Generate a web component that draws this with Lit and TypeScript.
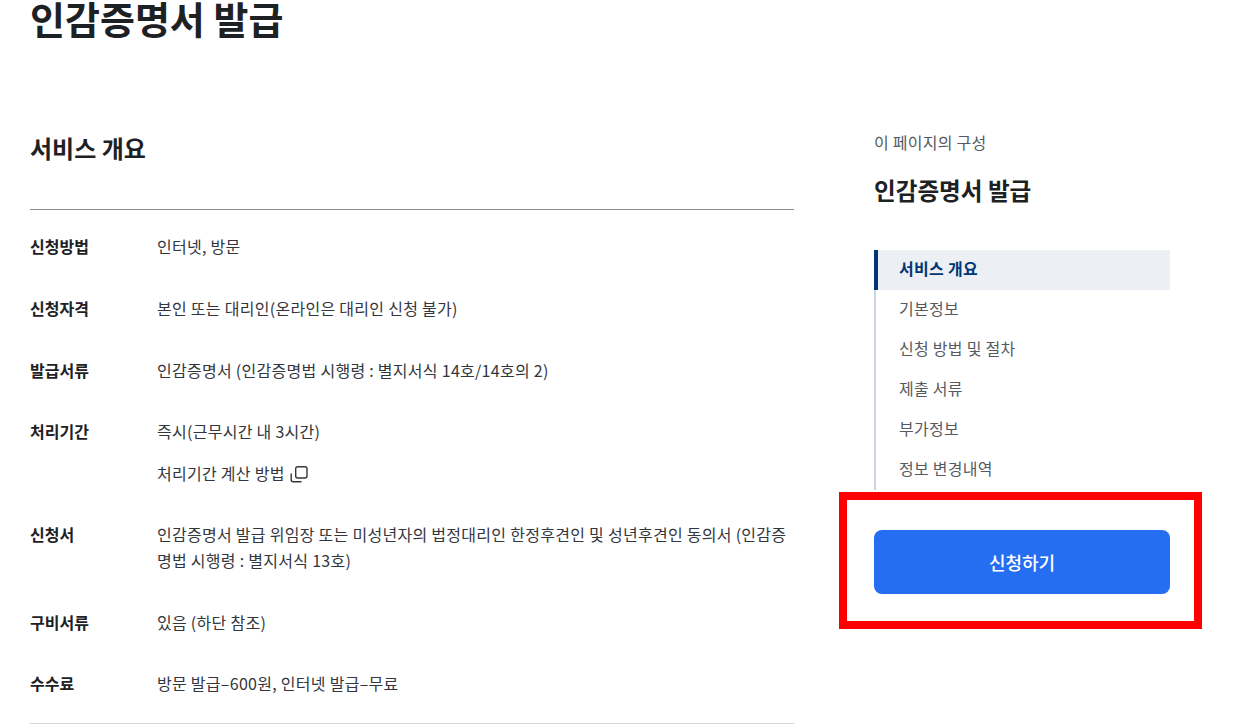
import { LitElement, css, html } from "lit";
import { customElement } from "lit/decorators.js";

const rows = [
  { label: "신청방법", lines: ["인터넷, 방문"] },
  { label: "신청자격", lines: ["본인 또는 대리인(온라인은 대리인 신청 불가)"] },
  { label: "발급서류", lines: ["인감증명서 (인감증명법 시행령 : 별지서식 14호/14호의 2)"] },
  { label: "처리기간", lines: ["즉시(근무시간 내 3시간)"], link: "처리기간 계산 방법" },
  {
    label: "신청서",
    lines: ["인감증명서 발급 위임장 또는 미성년자의 법정대리인 한정후견인 및 성년후견인 동의서 (인감증명법 시행령 : 별지서식 13호)"],
  },
  { label: "구비서류", lines: ["있음 (하단 참조)"] },
  { label: "수수료", lines: ["방문 발급–600원, 인터넷 발급–무료"] },
];

const navItems = ["서비스 개요", "기본정보", "신청 방법 및 절차", "제출 서류", "부가정보", "정보 변경내역"];

@customElement("app-root")
export class AppRoot extends LitElement {
  static styles = css`
    :host {
      display: block;
      height: 726px;
      overflow: hidden;
      background: #fff;
      color: #1e2124;
      font-family: "Noto Sans CJK KR", "Noto Sans", sans-serif;
      font-size: 16px;
      line-height: 25.6px;
    }

    .page {
      padding-left: 30px;
    }

    h1 {
      margin: 0;
      font-size: 38px;
      line-height: 36px;
      font-weight: 700;
    }

    .columns {
      display: flex;
      gap: 80px;
      margin-top: 94px;
    }

    .content {
      width: 764px;
    }

    h2 {
      margin: 0;
      padding-bottom: 43px;
      font-size: 24px;
      line-height: 36px;
      font-weight: 700;
      border-bottom: 1px solid #8a8a8a;
    }

    .rows {
      padding: 24.45px 0 26.55px;
      border-bottom: 1px solid #d6d6d6;
    }

    .row {
      display: flex;
    }

    .row + .row {
      margin-top: 36px;
    }

    .label {
      flex: 0 0 127px;
      font-weight: 700;
    }

    .value {
      flex: 1;
      color: #33363d;
      letter-spacing: 0.28px;
    }

    .value p {
      margin: 0;
    }

    .link {
      display: flex;
      align-items: center;
      gap: 5px;
      margin-top: 16px;
    }

    .link svg {
      display: block;
    }

    .side {
      width: 296px;
    }

    .eyebrow {
      color: #555a60;
      letter-spacing: 0.25px;
    }

    .side-title {
      margin-top: 16px;
      font-size: 23.6px;
      line-height: 36px;
      font-weight: 700;
    }

    nav {
      margin-top: 42px;
    }

    .nav-item {
      height: 40px;
      padding: 0 0 2px 23px;
      box-sizing: border-box;
      display: flex;
      align-items: center;
      color: #555a60;
      letter-spacing: 0.28px;
      border-left: 2px solid #ccd5e3;
    }

    .nav-item.active {
      padding-left: 21px;
      border-left: 4px solid #003675;
      background: #eceff4;
      color: #003675;
      font-weight: 700;
    }

    .action {
      position: relative;
      margin-top: 40px;
    }

    .apply {
      display: block;
      width: 100%;
      height: 64px;
      border: 0;
      border-radius: 8px;
      background: #256ef1;
      color: #fff;
      font: 500 18px "Noto Sans CJK KR", sans-serif;
    }

    .highlight {
      position: absolute;
      top: -38px;
      right: -32px;
      bottom: -35px;
      left: -35px;
      border: 8px solid #ff0000;
      pointer-events: none;
    }
  `;

  render() {
    return html`
      <div class="page">
        <h1>인감증명서 발급</h1>
        <div class="columns">
          <main class="content">
            <h2>서비스 개요</h2>
            <div class="rows">
              ${rows.map(
                (row) => html`
                  <div class="row">
                    <div class="label">${row.label}</div>
                    <div class="value">
                      ${row.lines.map((line) => html`<p>${line}</p>`)}
                      ${row.link
                        ? html`<div class="link">
                            ${row.link}
                            <svg width="18" height="18" viewBox="0 0 18 18" fill="none" stroke="#33363d" stroke-width="1.4">
                              <rect x="5.7" y="1.7" width="11.3" height="11.3" rx="2" />
                              <path d="M1.2 8.5V14.8a2 2 0 0 0 2 2H11.5" />
                            </svg>
                          </div>`
                        : ""}
                    </div>
                  </div>
                `
              )}
            </div>
          </main>
          <aside class="side">
            <div class="eyebrow">이 페이지의 구성</div>
            <div class="side-title">인감증명서 발급</div>
            <nav>
              ${navItems.map(
                (item, i) => html`<div class="nav-item ${i === 0 ? "active" : ""}">${item}</div>`
              )}
            </nav>
            <div class="action">
              <button class="apply">신청하기</button>
              <div class="highlight"></div>
            </div>
          </aside>
        </div>
      </div>
    `;
  }
}
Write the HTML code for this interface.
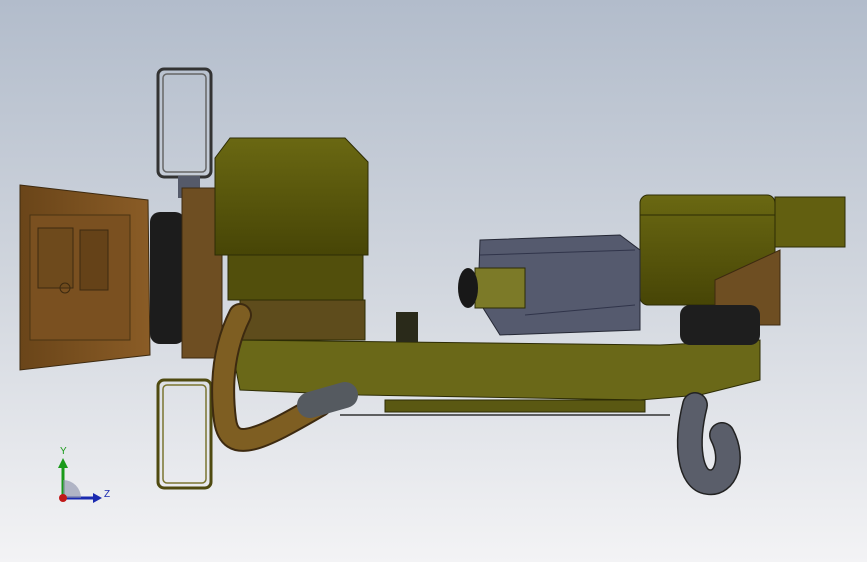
<!DOCTYPE html>
<html><head><meta charset="utf-8"><style>
html,body{margin:0;padding:0;width:867px;height:562px;overflow:hidden}
body{background:linear-gradient(#b2bccb 0%,#d1d6de 50%,#f3f3f5 100%)}
svg{position:absolute;left:0;top:0}
</style></head><body>
<svg width="867" height="562" viewBox="0 0 867 562">
<defs>
<linearGradient id="br" x1="0" x2="1"><stop offset="0" stop-color="#6a4519"/><stop offset="1" stop-color="#8a5c26"/></linearGradient>
<linearGradient id="ol" x1="0" y1="0" x2="0" y2="1"><stop offset="0" stop-color="#6a6812"/><stop offset="1" stop-color="#474506"/></linearGradient>
</defs>
<rect x="158" y="69" width="53" height="108" rx="6" fill="none" stroke="#333" stroke-width="3"/>
<rect x="163" y="74" width="43" height="98" rx="4" fill="none" stroke="#666" stroke-width="1.5"/>
<rect x="178" y="176" width="22" height="22" fill="#555a6a"/>
<rect x="158" y="380" width="53" height="108" rx="6" fill="none" stroke="#4f4a10" stroke-width="3"/>
<rect x="163" y="385" width="43" height="98" rx="4" fill="none" stroke="#7a7530" stroke-width="1.5"/>
<polygon points="20,185 148,200 150,355 20,370" fill="url(#br)" stroke="#3d2a10"/>
<rect x="30" y="215" width="100" height="125" fill="#7a5020" stroke="#4a3312"/>
<rect x="38" y="228" width="35" height="60" fill="#6e4a1c" stroke="#3d2a10"/>
<rect x="80" y="230" width="28" height="60" fill="#654218" stroke="#3d2a10"/>
<circle cx="65" cy="288" r="5" fill="none" stroke="#3d2a10"/>
<rect x="150" y="212" width="35" height="132" rx="10" fill="#1c1c1c"/>
<rect x="182" y="188" width="40" height="170" fill="#6e4e22" stroke="#3d2a10"/>
<path d="M215 158 L230 138 L345 138 L368 162 L368 255 L215 255 Z" fill="url(#ol)" stroke="#2d2c05"/>
<rect x="228" y="255" width="135" height="45" fill="#524f0c" stroke="#2d2c05"/>
<rect x="240" y="300" width="125" height="40" fill="#5e4c1c" stroke="#2d2c05"/>
<polygon points="230,340 660,345 760,340 760,380 700,395 640,400 360,395 240,390" fill="#6a6818" stroke="#2d2c05"/>
<line x1="340" y1="415" x2="670" y2="415" stroke="#333" stroke-width="1.5"/>
<rect x="385" y="400" width="260" height="12" fill="#5a5812" stroke="#2d2c05"/>
<rect x="396" y="312" width="22" height="30" fill="#2a2a1a"/>
<rect x="640" y="195" width="135" height="110" rx="8" fill="url(#ol)" stroke="#2d2c05"/>
<line x1="640" y1="215" x2="775" y2="215" stroke="#2d2c05"/>
<rect x="775" y="197" width="70" height="50" fill="#625f10" stroke="#2d2c05"/>
<polygon points="715,280 780,250 780,325 715,325" fill="#6e4e22" stroke="#3d2a10"/>
<rect x="680" y="305" width="80" height="40" rx="10" fill="#1e1e1e"/>
<polygon points="480,240 620,235 640,250 640,330 500,335 478,300" fill="#555a6e" stroke="#252835"/>
<line x1="480" y1="255" x2="635" y2="250" stroke="#30344a"/>
<line x1="525" y1="315" x2="635" y2="305" stroke="#30344a"/>
<rect x="475" y="268" width="50" height="40" fill="#7c7a28" stroke="#2d2c05"/>
<ellipse cx="468" cy="288" rx="10" ry="20" fill="#181818"/>
<path d="M240 315 C225 345 220 380 225 420 C230 455 260 440 320 405" fill="none" stroke="#3d2a10" stroke-width="24" stroke-linecap="round"/>
<path d="M240 315 C225 345 220 380 225 420 C230 455 260 440 320 405" fill="none" stroke="#7e5e22" stroke-width="20" stroke-linecap="round"/>
<path d="M310 405 L345 395" stroke="#555a60" stroke-width="26" stroke-linecap="round"/>
<path d="M695 405 C685 445 690 480 708 482 C725 485 735 460 722 435" fill="none" stroke="#222" stroke-width="26" stroke-linecap="round"/>
<path d="M695 405 C685 445 690 480 708 482 C725 485 735 460 722 435" fill="none" stroke="#5a5e6a" stroke-width="23" stroke-linecap="round"/>
<line x1="63" y1="498" x2="63" y2="465" stroke="#1a9a1a" stroke-width="3"/>
<polygon points="58,468 63,458 68,468" fill="#1a9a1a"/>
<line x1="63" y1="498" x2="95" y2="498" stroke="#1a2ab0" stroke-width="3"/>
<polygon points="93,493 102,498 93,503" fill="#1a2ab0"/>
<path d="M63 498 L63 480 A18 18 0 0 1 81 498 Z" fill="#8890a8" opacity="0.6"/>
<circle cx="63" cy="498" r="4" fill="#c01818"/>
<text x="60" y="454" font-family="Liberation Sans, sans-serif" font-size="10" fill="#1a9a1a">Y</text>
<text x="104" y="497" font-family="Liberation Sans, sans-serif" font-size="10" fill="#1a2ab0">Z</text>
</svg>
</body></html>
■ ■ ■
**Direction**
Copy each line in the data that holds the word "this".

**Complete answer**
Generate a web component that draws this with Lit and TypeScript.
Write the HTML code for this interface.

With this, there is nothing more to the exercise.